The DVM consists of three specialized types of entities/tables: hubs based on rarely changed business keys, links that describe associations or transactions between business keys, and satellites that hold all temporal and descriptive attributes of business keys and their associations. A new version introduced in 2013 consists of a data model, methodology, and systems architecture, which provides a design basis for data warehouses to emphasize core data quality, consistency, and agility to support enterprise-wide data provision requirements.

In May 2017, data warehouse automation specialist, WhereScape announced automation software to enable rapid and agile Data Vault 2.0 development, cutting delivery time of Data Vault-based analytics solutions by two-thirds.

Get busy building

Once you set your design, now comes the hard work of building your data warehouse. But before you start, accept the fact that no matter how nicely you’ve designed your model, you will face the reality of imperfect data source systems. Data warehouse builders struggle with missing data in source systems, poorly defined data structures, incorrect content and missing relationships. Implementation is a delicate balancing act between the vision of the model and the constraints of the sources.

The building process comes down to five steps:

  1. Understand the data sources. Keep in mind that legacy systems might be “bent to fit” emerging and urgent requirements. And modern big data sources might lack documentation.
  2. Compare the data available to the data warehouse model and define appropriate transformations to convert the former to the latter.
  3. Where transformations are too difficult, modify the data warehouse model to accommodate the reality of the data sources. Changing the data sources is usually impossible for reasons of cost and politics.
  4. Test performance of load/update processes and check the ability of the modified model to deliver the data the business requires.
  5. If successful, declare victory. Otherwise, rinse and repeat.

Improved approaches to automating the process have emerged in stages over the history of data warehousing: extract, transform, load (ETL) tools, data integration systems and, finally, data warehouse automation (DWA). In essence, each stage on this journey depicts an increasing level of automation, using DWA to address the entire process of designing, building, operating and maintaining a data warehouse.

Companies such as WhereScape offer useful tools to automate the data source discovery, design and prototyping phases of projects. Additionally, advanced automation solutions with an integrated development environment (IDE) targeted to your data platform can eliminate the majority of traditional hand-coding required and dramatically streamline and accelerate the development, deployment, and operation of data infrastructure projects.

A DWA tool automates the transformation of the data structures of the various sources to the optimized model of the Data Vault and populates the target tables with the appropriate data. This approach creates necessary indexes and cleanses and combines source data to create the basis for the analysis to address the business need.

Shifting to operations

The clear aim here is to automate and speed deployment in an agile environment to reduce human error across the full lifecycle.
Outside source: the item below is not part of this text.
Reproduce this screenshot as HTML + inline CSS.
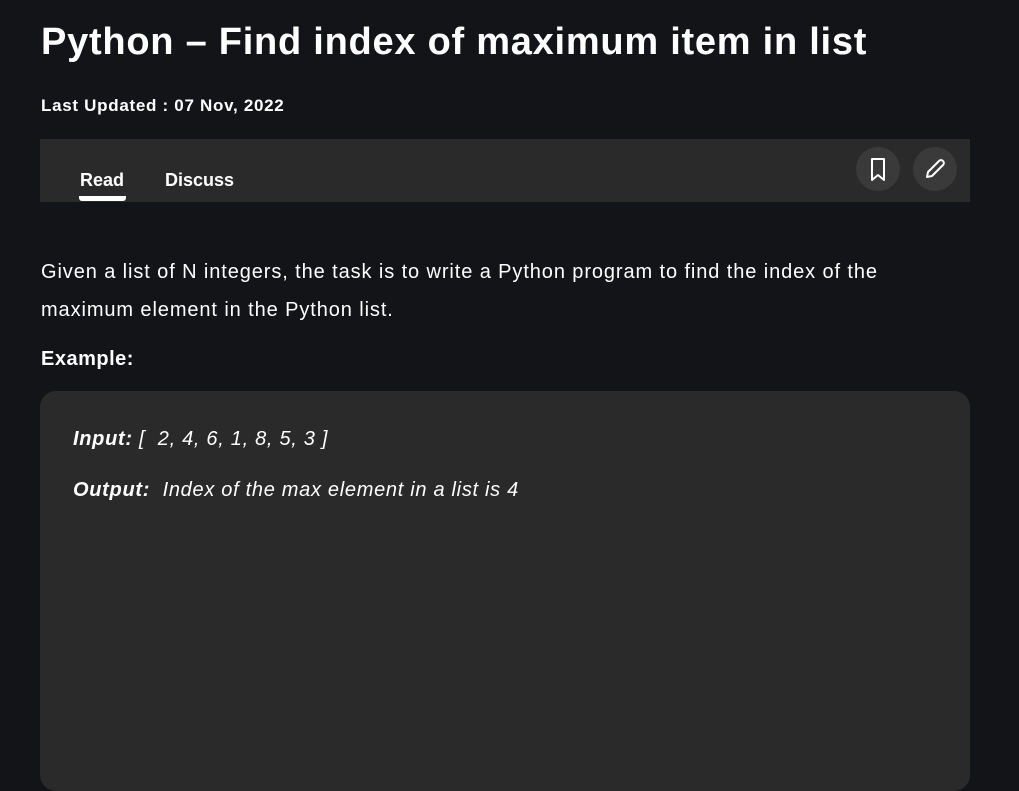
<!DOCTYPE html>
<html><head><style>
body{margin:0;background:#131417;width:1019px;height:766px;overflow:hidden;font-family:"Liberation Sans",sans-serif;color:#fff}
h1{position:absolute;left:41px;top:21px;margin:0;font-size:38px;font-weight:bold;letter-spacing:0.75px}
.upd{position:absolute;left:41px;top:96px;font-size:17px;font-weight:bold;letter-spacing:0.7px}
.bar{position:absolute;left:40px;top:139px;width:930px;height:63px;background:#2a2a2b}
.tab{position:absolute;top:170px;font-size:18px;font-weight:bold}
.ul{position:absolute;left:79px;top:196px;width:47px;height:5px;background:#fff;border-radius:0 0 3px 3px}
.btn{position:absolute;top:147px;width:44px;height:44px;border-radius:50%;background:#3a3a3b}
.p{position:absolute;left:41px;font-size:20px;line-height:38px;letter-spacing:0.9px}
.box{position:absolute;left:40px;top:391px;width:930px;height:400px;background:#2a2a2b;border-radius:16px}
.ex{position:absolute;left:73px;font-size:20px;font-style:italic;letter-spacing:0.7px}
</style></head><body>
<h1>Python – Find index of maximum item in list</h1>
<div class="upd">Last Updated : 07 Nov, 2022</div>
<div class="bar"></div>
<div class="tab" style="left:80px">Read</div>
<div class="tab" style="left:165px">Discuss</div>
<div class="ul"></div>
<div class="btn" style="left:856px"><svg width="44" height="44" viewBox="0 0 44 44"><path d="M16 12h12v21l-6-5-6 5z" fill="none" stroke="#fff" stroke-width="2" stroke-linejoin="round"/></svg></div>
<div class="btn" style="left:913px"><svg width="44" height="44" viewBox="0 0 44 44"><path d="M14 30l1-5 11-11a2 2 0 0 1 4 4L19 29z" fill="none" stroke="#fff" stroke-width="2" stroke-linejoin="round"/></svg></div>
<div class="p" style="top:253px">Given a list of N integers, the task is to write a Python program to find the index of the<br>maximum element in the Python list.</div>
<div class="p" style="top:340px;font-weight:bold;font-size:20px;letter-spacing:0.5px">Example:</div>
<div class="box"></div>
<div class="ex" style="top:428px"><b>Input:</b> [ &nbsp;2, 4, 6, 1, 8, 5, 3 ]</div>
<div class="ex" style="top:479px"><b>Output:</b> &nbsp;Index of the max element in a list is 4</div>
</body></html>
Having deployed the system to production, the next—and ongoing—task is to schedule, execute, and monitor the continuing process of loading and transforming data into the data warehouse. In this phase, jobs consist of a sequence of interdependent tasks. To ensure that data consistency is maintained, if a task fails during execution, then all

downstream dependent tasks are halted. When the problem has been resolved, the job is restarted and will pick up from where it left off and continue through to completion. From an operational point of view, given potential interdependencies of data across these systems, it makes sense to manage this ensemble as a single, logical environment.

The smooth, ongoing daily operation of the entire data warehouse environment is a fundamental prerequisite to its acceptance by users and its overall value to the business.

Maintaining with agility

In more traditional IT projects, when a successful system is tested, deployed and running daily, its developers can sit back and take a well-deserved rest. Developers of today’s data warehouses have no such luxury. To make life easier, leverage and apply agility whenever possible.

Now, ongoing digitalization of business is driving ever-higher demands for new and fresh data. Some people think a data lake filled with every conceivable sort of raw, loosely managed data will address these needs. That approach may work for non-critical, externally sourced social media and Internet of Things data. However, it doesn’t help with historical and real-time data.

Fortunately, the agile and automated characteristics of the Data Vault / DWA approach applies also to the maintenance phase. In fact, it may be argued that these characteristics are even more important in this phase.

Automation = agility

At this point, widespread automation is essential for agility because it increases developer productivity, reduces cycle times, and eliminates many types of coding errors. Another key factor in ensuring agility in the maintenance phase is the ongoing and committed involvement of business people. An automated, template approach to the entire design, build and deployment process allows business users to be involved continuously and intimately during every stage of development and maintenance of the data warehouse and marts.

With maintenance, we come to the end of our journey through the land of automating warehouses, marts, lakes, and vaults of data. At each step of the way, combining the use of the Data Vault approach with DWA tools simplifies technical procedures and eases the business path to data-driven decision-making.